There are more than 1 million visits to the ER in a year because of excessive drinking. And if the findings from one emergency room in East Baltimore are any indication, Budweiser is consumed the most among people who are landing in the hospital.
The small study, published in the journal Substance Use and Misuse, looked at the most common beer brands consumed by people who visited the Johns Hopkins Hospital Emergency Department on Friday and Saturday nights from April 2010 to June 2011. Of all the people who came in during this time frame, researchers identified 105 who said that they had been drinking within the six hours before they got the injury requiring them to go to the hospital.
Researchers surveyed the study participants on the brands of alcohol they had been drinking, and found that those most highly consumed were Budweiser, Steel Reserve, Colt 45, Bud Ice and Bud Light.
NBC News pointed out that Budweiser also made up a higher percentage of beers consumed by the ER patients -- at 15 percent -- while it only makes up 9.1 percent of beers consumed in the general population.

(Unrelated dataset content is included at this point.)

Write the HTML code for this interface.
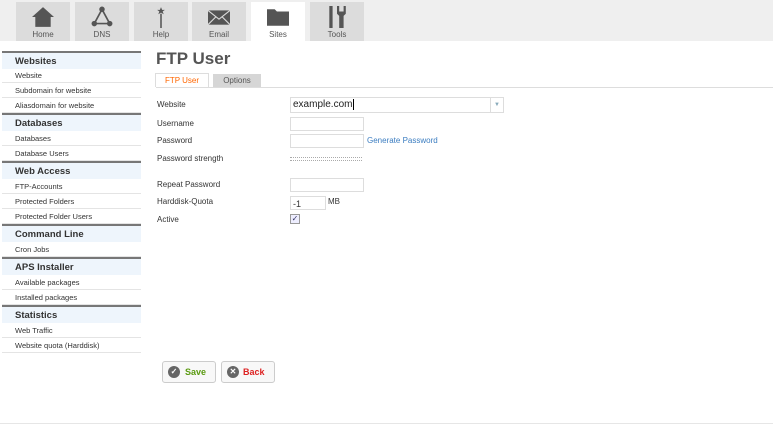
<!DOCTYPE html>
<html><head><style>
body{margin:0;width:773px;height:425px;position:relative;background:#fff;font-family:"Liberation Sans",sans-serif;overflow:hidden;color:#333}
.top{position:absolute;left:0;top:0;width:773px;height:41px;background:#efefef}
.tab{position:absolute;top:2px;width:54px;height:39px;background:#dcdcdc;font-size:8px;color:#555;text-align:center}
.tab span{position:absolute;left:0;right:0;top:28px}
.tab svg{position:absolute;left:15px;top:4px}
.tab.on{background:#fff}
.h{position:absolute;left:2px;width:139px;height:16px;border-top:2px solid #777;background:#eef5fc;font-size:9.5px;font-weight:bold;color:#333;line-height:17px;text-indent:13px}
.i{position:absolute;left:2px;width:139px;height:14px;border-bottom:1px solid #e4e4e4;font-size:7.5px;color:#333;line-height:15px;text-indent:13px}
.l{position:absolute;left:157px;font-size:8px;color:#333}
.in{position:absolute;left:290px;width:72px;height:12px;border:1px solid #ddd;background:#fff}
.btn{position:absolute;top:361px;height:20px;border:1px solid #ccc;border-radius:3px;background:#f8f8f8;font-size:9px;font-weight:bold;line-height:20px}
.btn i{position:absolute;left:5px;top:4px;width:12px;height:12px;border-radius:50%;background:#666;color:#fff;font-style:normal;font-size:8px;line-height:12px;text-align:center}
</style></head><body>
<div class="top"></div>
<div class="tab" style="left:16px"><svg width="24" height="22" viewBox="0 0 20 20"><path d="M10 1L0 10h3v9h14v-9h3z" fill="#555"/></svg><span>Home</span></div>
<div class="tab" style="left:75px"><svg width="24" height="22" viewBox="0 0 20 20"><path d="M10 3L3 16h14z" fill="none" stroke="#555" stroke-width="1.5"/><circle cx="10" cy="3" r="2.5" fill="#555"/><circle cx="3" cy="16" r="2.5" fill="#555"/><circle cx="17" cy="16" r="2.5" fill="#555"/></svg><span>DNS</span></div>
<div class="tab" style="left:134px"><svg width="24" height="22" viewBox="0 0 20 20"><path d="M10 1l1 2.5h2.5l-2 1.5 1 2.5-2.5-1.5-2.5 1.5 1-2.5-2-1.5h2.5z" fill="#555"/><rect x="9.3" y="7" width="1.4" height="13" fill="#555"/></svg><span>Help</span></div>
<div class="tab" style="left:192px"><svg width="24" height="22" viewBox="0 0 20 20"><rect x="0" y="4" width="20" height="13" fill="#555"/><path d="M0 4l10 8 10-8M0 17l7-7M20 17l-7-7" stroke="#dcdcdc" fill="none"/></svg><span>Email</span></div>
<div class="tab on" style="left:251px"><svg width="24" height="22" viewBox="0 0 20 20"><path d="M0 3h7l2 2h11v13H0z" fill="#555"/></svg><span>Sites</span></div>
<div class="tab" style="left:310px"><svg width="24" height="22" viewBox="0 0 20 20"><rect x="3" y="0" width="3" height="20" fill="#555"/><path d="M12 0v5h4V0h2v7l-2 2v11h-4V9l-2-2V0z" fill="#555"/></svg><span>Tools</span></div>

<div class="h" style="top:51px">Websites</div>
<div class="i" style="top:68px">Website</div>
<div class="i" style="top:83px">Subdomain for website</div>
<div class="i" style="top:98px">Aliasdomain for website</div>
<div class="h" style="top:113px">Databases</div>
<div class="i" style="top:131px">Databases</div>
<div class="i" style="top:146px">Database Users</div>
<div class="h" style="top:161px">Web Access</div>
<div class="i" style="top:179px">FTP-Accounts</div>
<div class="i" style="top:194px">Protected Folders</div>
<div class="i" style="top:209px">Protected Folder Users</div>
<div class="h" style="top:224px">Command Line</div>
<div class="i" style="top:242px">Cron Jobs</div>
<div class="h" style="top:257px">APS Installer</div>
<div class="i" style="top:275px">Available packages</div>
<div class="i" style="top:290px">Installed packages</div>
<div class="h" style="top:305px">Statistics</div>
<div class="i" style="top:323px">Web Traffic</div>
<div class="i" style="top:338px">Website quota (Harddisk)</div>

<div style="position:absolute;left:156px;top:49px;font-size:17px;font-weight:bold;color:#555">FTP User</div>
<div style="position:absolute;left:156px;top:87px;width:617px;border-top:1px solid #ddd"></div>
<div style="position:absolute;left:155px;top:73px;width:52px;height:13px;border:1px solid #ddd;border-bottom:none;background:#fff;color:#f60;font-size:8px;text-align:center;line-height:14px">FTP User</div>
<div style="position:absolute;left:213px;top:74px;width:48px;height:13px;background:#d6d6d6;color:#555;font-size:8px;text-align:center;line-height:13px">Options</div>

<div class="l" style="top:100px">Website</div>
<div class="l" style="top:119px">Username</div>
<div class="l" style="top:136px">Password</div>
<div class="l" style="top:154px">Password strength</div>
<div class="l" style="top:180px">Repeat Password</div>
<div class="l" style="top:197px">Harddisk-Quota</div>
<div class="l" style="top:215px">Active</div>

<div class="in" style="top:97px;width:212px;height:14px;font-size:10px;line-height:14px;text-indent:2px;color:#222">example.com<span style="border-left:1px solid #000;margin-left:1px"></span><span style="position:absolute;right:0;top:0;width:12px;height:14px;border-left:1px solid #ddd;color:#8ab;font-size:6px;text-align:center;text-indent:0">▼</span></div>
<div class="in" style="top:117px"></div>
<div class="in" style="top:134px"></div>
<div style="position:absolute;left:367px;top:136px;font-size:8px;color:#3a7cc0">Generate Password</div>
<div style="position:absolute;left:290px;top:157px;width:72px;height:2px;border-top:1px dotted #aaa;border-bottom:1px dotted #aaa"></div>
<div class="in" style="top:178px"></div>
<div class="in" style="top:196px;width:34px;font-size:9px;line-height:14px;text-indent:2px">-1</div>
<div style="position:absolute;left:328px;top:197px;font-size:8px">MB</div>
<div style="position:absolute;left:290px;top:214px;width:8px;height:8px;border:1px solid #999;background:#eef;font-size:8px;line-height:8px;text-align:center;color:#336">✓</div>

<div class="btn" style="left:162px;width:52px"><i>✓</i><span style="margin-left:22px;color:#5a9a10">Save</span></div>
<div class="btn" style="left:221px;width:52px"><i>✕</i><span style="margin-left:21px;color:#d22">Back</span></div>
<div style="position:absolute;left:0;top:423px;width:773px;border-top:1px solid #e6e6e6"></div>
</body></html>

Researchers noted that Steel Reserve, Colt 45, Bud Ice and King Cobra are all malt liquors and made up 46 percent of the beers consumed by the study participants, though in the general population, they only comprise 2.4 percent of consumed beers.
"Recent studies reveal that nearly a third of injury visits to Level I trauma centers were alcohol-related and frequently a result of heavy drinking," study researcher David Jernigan, Ph.D., director of the Center on Alcohol Marketing and Youth at the Johns Hopkins Bloomberg School of Public Health, said in a statement. "Understanding the relationship between alcohol brands and their connection to injury may help guide policy makers in considering taxation and physical availability of different types of alcohol given the harms associated with them."
The Atlantic pointed out some potential caveats to the study, noting that the neighborhood the ER was located in may produce different beer brand results than an ER in a more affluent area.